The rakers, also known as depth gauges, regulate how deeply the cutters go into the wood. If the rakers aren't at the right depth, your saw won't self-feed and you'll find yourself pushing down on the saw as you cut. That not only wears you out, but it wears out the bar and chain as well. One sure-fire indication that your rakers are too high is if instead of making chips, your chain makes fine dust and it takes forever to get through the wood. People tend to use the log spikes to force their saw through the wood when their rakers are too high, compounding the problems.
If you take your rakers down too low, on the other hand, your chain gets very aggressive and either stalls out in the cut or (worst case scenario), hangs up in the cut and kicks back at you. Other, less severe signs of mis-filed rakers include a choppy, jerky cut and frequent hang-ups.
You can determine the proper raker height with a simple tool called a raker gauge. They cost about $3 and when used properly, will tell you how much you need to take your rakers down. More experienced cutters have a good feel for how their saw is cutting, and simply take their rakers down whenever they seem to need it. In my case, that's about once every five sharpenings, more or less, assuming nothing extraordinary happens, like hitting a rock.
The important thing to remember about rakers is that their height is relative to the cutter length. You can file all the rakers down to the same height and your saw will cut crooked (sweep to the left or right as you cut), because half the cutters are shorter than the other half. That happens even with razor-sharp chains. That's why a raker gauge is such a good idea--it measures the height of the raker relative to the cutter it's serving. Also, you file the rakers a little differently for hardwood vs. softwood. A good gauge will give you that option.
So yes, filing the rakers is critical and it's critical that it be done right.
And like filing, it's best done by hand, IMO.

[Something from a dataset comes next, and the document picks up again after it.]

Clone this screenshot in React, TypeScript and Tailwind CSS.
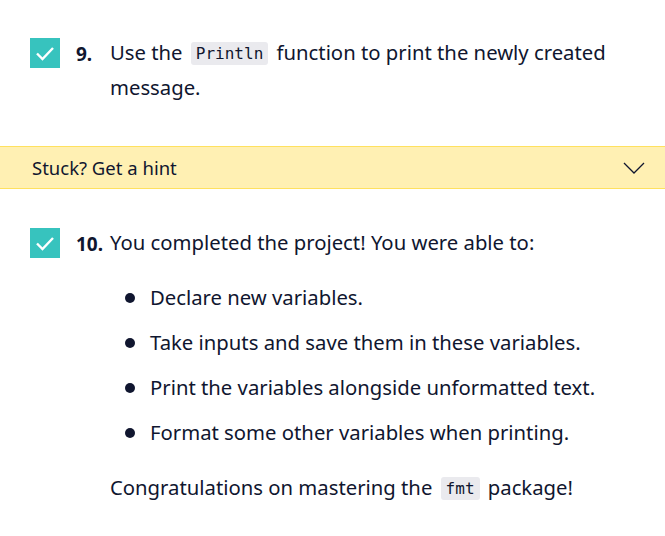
const navy = 'text-[#10162f]'

function Check() {
  return (
    <div className="flex h-[30px] w-[30px] shrink-0 items-center justify-center bg-[#37c3be]">
      <svg width="20" height="16" viewBox="0 0 20 16" fill="none">
        <path d="M2 8.5l5.5 5.5L18 3" stroke="#fff" strokeWidth="2.4" />
      </svg>
    </div>
  )
}

function Code({ children }: { children: string }) {
  return (
    <code className="mx-[3px] inline-block rounded-[3px] bg-[#eaeaee] px-[5px] align-[1px] font-['DejaVu_Sans_Mono',monospace] text-[16px] leading-[23px]">
      {children}
    </code>
  )
}

const bullets = [
  'Declare new variables.',
  'Take inputs and save them in these variables.',
  'Print the variables alongside unformatted text.',
  'Format some other variables when printing.',
]

export default function App() {
  return (
    <div className={`min-h-[536px] w-[665px] bg-white font-['Noto_Sans',sans-serif] ${navy}`}>
      <div className="flex pt-[38px] pl-[30px] pr-4">
        <Check />
        <span className="w-[50px] shrink-0 pl-[16px] pt-[1px] text-[19px] leading-[30px] font-bold">9.</span>
        <p className="mt-[-3px] text-[20.3px] leading-[35px]">
          Use the <Code>Println</Code> function to print the newly created message.
        </p>
      </div>

      <div className="mt-[41px] flex h-[43px] items-center justify-between border-y border-[#ffe15f] bg-[#fff0b3] pl-[32px] pr-[20px]">
        <span className="text-[18.5px]">Stuck? Get a hint</span>
        <svg width="22" height="12" viewBox="0 0 22 12" fill="none">
          <path d="M1 1l10 10L21 1" stroke="#10162f" strokeWidth="1.3" />
        </svg>
      </div>

      <div className="flex pt-[39px] pl-[30px] pr-4">
        <Check />
        <span className="w-[50px] shrink-0 pl-[16px] pt-[1px] text-[19px] leading-[30px] font-bold">10.</span>
        <div className="mt-[-3px] text-[20.3px] leading-[35px]">
          <p>You completed the project! You were able to:</p>
          <ul className="mt-[20px] flex flex-col gap-[10px] pl-[15px]">
            {bullets.map((b) => (
              <li key={b} className="flex items-center">
                <span className="mr-[15px] h-[10px] w-[10px] shrink-0 rounded-full bg-[#10162f]" />
                {b}
              </li>
            ))}
          </ul>
          <p className="mt-[20px]">
            Congratulations on mastering the <Code>fmt</Code> package!
          </p>
        </div>
      </div>
    </div>
  )
}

I'm far from doing it right, but "out in the field" i give the cutters a quick swipe every couple of tanks of gas or (worst case) if I ding a rock or piece of barbed wire. If the saw seems to be cutting good in the field, I may give the rakers a quick swipe when I get home. If it seems to hang up a little, I may lay off on the rakers, or if it seems I have to push a little, I will hit them a little heavier.
Yep, that's the one.
Good explanation, Eric. I would only add, to check the raker height even on a brand new chain before cutting with it. I was astonished to see how high the rakers were on the Oregon chain that came on the Makita saw I bought this summer.

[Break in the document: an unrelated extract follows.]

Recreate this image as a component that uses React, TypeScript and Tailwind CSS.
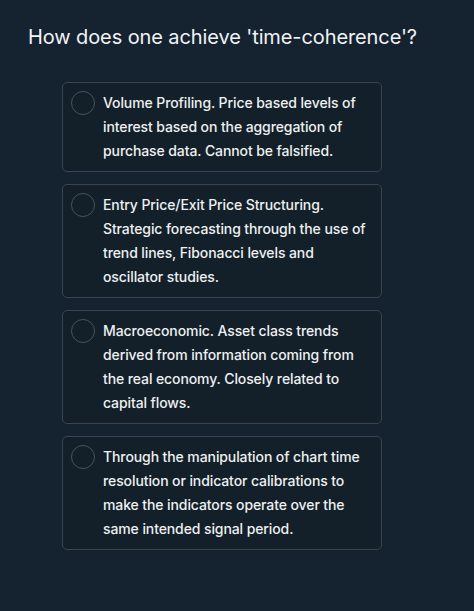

You can't blame the chain mfgs for playing it save.
Anybody here using the Oregon Vangard chain? I ended up with a couple of new ones for Old Yaller. I hate the rakers on those things. I don't know what the heck should be used to gauge them, standard gauges darn sure don't work, and trying to file them is an exercise in futility.
I have a couple loops of the Vanguard. The aforementioned Husky Sharpforce doesn't use a gauge, it just holds the flat file at the right height as you file the cutters. I didn't buy mine but I doubt it's that expensive. The Vanguard rakers look substantial, but they seem to file down OK for me.
I am going to have to find me one of those things. Thanks. On those rakers I can file till I am blue in the face with new files and I don't seem to get anything off of them.
BB I agree, The same on Stihl Chains, seems as if the rakers are a harder steel then the cutters. Ive thought of using a grinder wheel in my Dremal.
Yeah. I hear that Stihl is using a raker similar to the Vanguard on their new low kickback chains. Probably the same thing. I have considered doing exactly the same thing. That and maybe seeing how long it will take two chains to rust away hanging from a tree limb. My problem is that D72 chains for the saw are hard to find. I guess it is time to go down to a shop and have some loops made up.
I have just been cutting with the little Poulan because I can't get the big boy to do anything but skid over the surface until I can cut those rakers down. That little green sucker is nice and light and actually whacks through twenty inch red oak pretty nicely. But Old Yaller, when the chain is on its game, rips the suckers in two. At twenty-three pounds I don't need to be holding that thing up any longer than is absolutely necessary. I am a scrawny, wimpy old tree whacking dude.
Besides, I have that helmet and other crap now. Looks kinda goofy to be dressed up like an orange Darth Vader with a midget chainsaw in your hands. All the time I am cutting with the little saw I keep hearing a voice in the earmuffs of the helmet saying "Use the Force old Skywalker!".
IT beats a nother trip to the ER though.
I thought you had mastered wood cutting with your light saber!!
Now that would be the BALLS!
A light saber would be cool, but I'd rather have a variable gravity beam that I could aim at trees to pull them over enough so that when I make the final cut, they fall where I want.
I used to have one, but I dropped a tree on it.
I used to do that with the Force. But the dark side kept trying to take over and drop the trees on my garden tractor and trailer.